While seemingly every other brewery was debuting a line of ciders or hard seltzers, Chicago’s Off Color Brewing was fermenting something entirely different: sake. Often referred to as rice wine, sake in fact shares a fundamental kinship with beer: They’re both fermented from a grain base. But sake occupies a much smaller niche than beer or wine in the United States, where only roughly twenty producers ferment and sell it. Brewing sake provided a creative outlet for Off Color Cofounder John Laffer and held the potential to become a new product category for the brewery. The key was to keep the side project at the right size.

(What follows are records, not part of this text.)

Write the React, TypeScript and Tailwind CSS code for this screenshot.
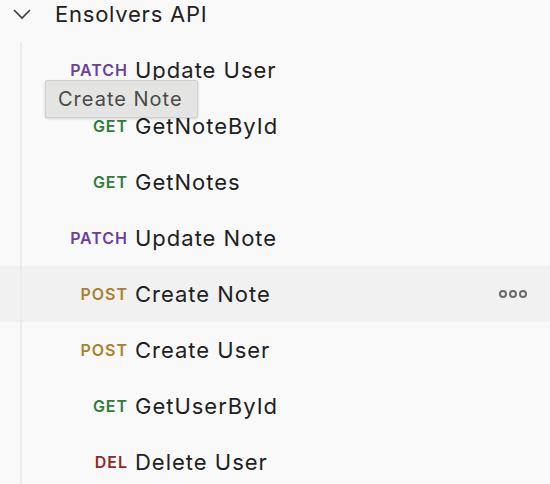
const rows: { method: string; color: string; name: string; active?: boolean }[] = [
  { method: "PATCH", color: "text-[#6a3fa6]", name: "Update User" },
  { method: "GET", color: "text-[#2f7d3a]", name: "GetNoteById" },
  { method: "GET", color: "text-[#2f7d3a]", name: "GetNotes" },
  { method: "PATCH", color: "text-[#6a3fa6]", name: "Update Note" },
  { method: "POST", color: "text-[#a9802c]", name: "Create Note", active: true },
  { method: "POST", color: "text-[#a9802c]", name: "Create User" },
  { method: "GET", color: "text-[#2f7d3a]", name: "GetUserById" },
  { method: "DEL", color: "text-[#93281c]", name: "Delete User" },
];

function Dots() {
  return (
    <svg width="30" height="10" viewBox="0 0 30 10" className="text-[#6b6b6b]">
      <circle cx="4" cy="5" r="3" fill="none" stroke="currentColor" strokeWidth="2" />
      <circle cx="14" cy="5" r="3" fill="none" stroke="currentColor" strokeWidth="2" />
      <circle cx="24" cy="5" r="3" fill="none" stroke="currentColor" strokeWidth="2" />
    </svg>
  );
}

export default function App() {
  return (
    <div
      className="relative h-[484px] w-[550px] overflow-hidden bg-[#f9f9f9] text-[#212121]"
      style={{ fontFamily: "Inter, 'Liberation Sans', sans-serif" }}
    >
      <div className="flex h-[28px] items-center">
        <svg width="20" height="12" viewBox="0 0 20 12" className="ml-[12px] text-[#3a3a3a]">
          <path d="M2 2 L10 10 L18 2" fill="none" stroke="currentColor" strokeWidth="1.6" />
        </svg>
        <span className="ml-[23px] text-[22px] leading-none tracking-[0.035em]">Ensolvers API</span>
      </div>
      <div className="relative mt-[14px]">
        <div className="absolute bottom-0 left-[20px] top-0 z-10 w-[2px] bg-[#ebebeb]" />
        {rows.map((r) => (
          <div
            key={r.name}
            className={`flex h-[56px] items-center ${r.active ? "bg-[#f1f1f1]" : ""}`}
          >
            <span
              className={`w-[128px] text-right text-[16px] font-semibold tracking-[0.06em] ${r.color}`}
            >
              {r.method}
            </span>
            <span className="ml-[7px] text-[22px] tracking-[0.045em] text-[#212121]">{r.name}</span>
            {r.active && (
              <div className="ml-auto mr-[21px] flex items-center">
                <Dots />
              </div>
            )}
          </div>
        ))}
      </div>
      <div className="absolute left-[45px] top-[80px] z-20 flex h-[38px] w-[153px] items-center rounded-[2px] border border-[#cfcfcf] bg-[#e4e4e3] pl-[12px] text-[20px] tracking-[0.05em] text-[#4a4a4a] shadow-[0_1px_3px_rgba(0,0,0,0.15)]">
        Create Note
      </div>
    </div>
  );
}
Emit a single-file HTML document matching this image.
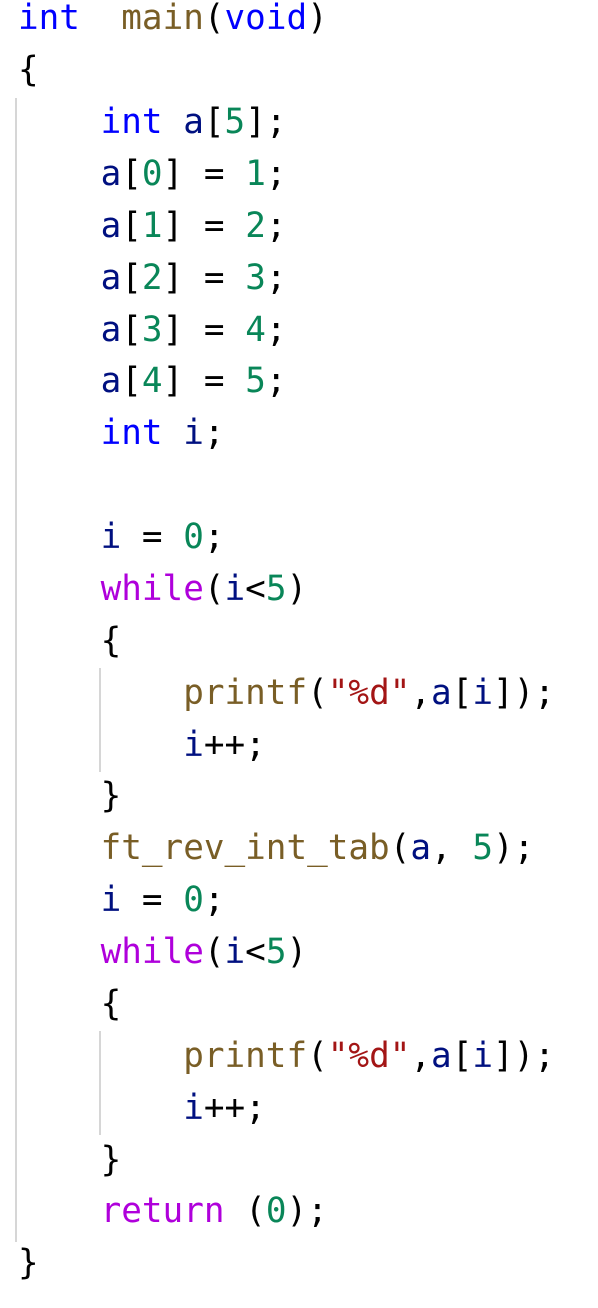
<!DOCTYPE html>
<html><head><meta charset="utf-8"><style>
html,body{margin:0;padding:0;background:#fff;width:598px;height:1308px;overflow:hidden;position:relative}
.l{position:absolute;left:18px;height:52px;line-height:52px;font-family:"DejaVu Sans Mono","Liberation Mono",monospace;font-size:34.3px;color:#000;white-space:pre}
.k{color:#0000ff}.f{color:#795e26}.v{color:#001080}.n{color:#098658}.s{color:#a31515}.c{color:#af00db}
.g{position:absolute;width:2px;background:#d6d6d6}
</style></head><body>
<div class="g" style="left:15px;top:98px;height:1144px"></div>
<div class="g" style="left:99px;top:668px;height:104px"></div>
<div class="g" style="left:99px;top:1031px;height:104px"></div>
<div class="l" style="top:-8px"><span class="k">int</span>  <span class="f">main</span>(<span class="k">void</span>)</div>
<div class="l" style="top:44px">{</div>
<div class="l" style="top:96px">    <span class="k">int</span> <span class="v">a</span>[<span class="n">5</span>];</div>
<div class="l" style="top:148px">    <span class="v">a</span>[<span class="n">0</span>] = <span class="n">1</span>;</div>
<div class="l" style="top:200px">    <span class="v">a</span>[<span class="n">1</span>] = <span class="n">2</span>;</div>
<div class="l" style="top:252px">    <span class="v">a</span>[<span class="n">2</span>] = <span class="n">3</span>;</div>
<div class="l" style="top:304px">    <span class="v">a</span>[<span class="n">3</span>] = <span class="n">4</span>;</div>
<div class="l" style="top:355px">    <span class="v">a</span>[<span class="n">4</span>] = <span class="n">5</span>;</div>
<div class="l" style="top:407px">    <span class="k">int</span> <span class="v">i</span>;</div>
<div class="l" style="top:511px">    <span class="v">i</span> = <span class="n">0</span>;</div>
<div class="l" style="top:563px">    <span class="c">while</span>(<span class="v">i</span>&lt;<span class="n">5</span>)</div>
<div class="l" style="top:615px">    {</div>
<div class="l" style="top:667px">        <span class="f">printf</span>(<span class="s">"%d"</span>,<span class="v">a</span>[<span class="v">i</span>]);</div>
<div class="l" style="top:719px">        <span class="v">i</span>++;</div>
<div class="l" style="top:770px">    }</div>
<div class="l" style="top:822px">    <span class="f">ft_rev_int_tab</span>(<span class="v">a</span>, <span class="n">5</span>);</div>
<div class="l" style="top:874px">    <span class="v">i</span> = <span class="n">0</span>;</div>
<div class="l" style="top:926px">    <span class="c">while</span>(<span class="v">i</span>&lt;<span class="n">5</span>)</div>
<div class="l" style="top:978px">    {</div>
<div class="l" style="top:1030px">        <span class="f">printf</span>(<span class="s">"%d"</span>,<span class="v">a</span>[<span class="v">i</span>]);</div>
<div class="l" style="top:1082px">        <span class="v">i</span>++;</div>
<div class="l" style="top:1134px">    }</div>
<div class="l" style="top:1185px">    <span class="c">return</span> (<span class="n">0</span>);</div>
<div class="l" style="top:1237px">}</div>
</body></html>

Sake would seem an incongruous choice for many American breweries, but not for Off Color, which since it was founded by John Laffler and Dave Bleitner in 2013 has been yeast- and fermentation-focused. When beers based on ancient beverages and foeder-aged offerings with wild and native yeasts and bacteria are par for the course, it takes something truly off-the-wall to pique Laffler’s attention. That thing turned out to be koji. Koji is a fungus critical to sake making because its enzymes break down rice starches into fermentable sugars; that saccharification occurs at the same time and in the same vessel as fermentation. It is a yeast-and-mold nerd’s dream ingredient.
“It’s a fun process. Sake brewing is extremely hands-on,” Laffler says. “And it’s different. We make wort day in and day out, and after doing it for a decade now, it’s very predictable. We know what’s going to happen—mashing and lautering, there’s not a lot of excitement there. So just doing something a little bit different was reinvigorating.”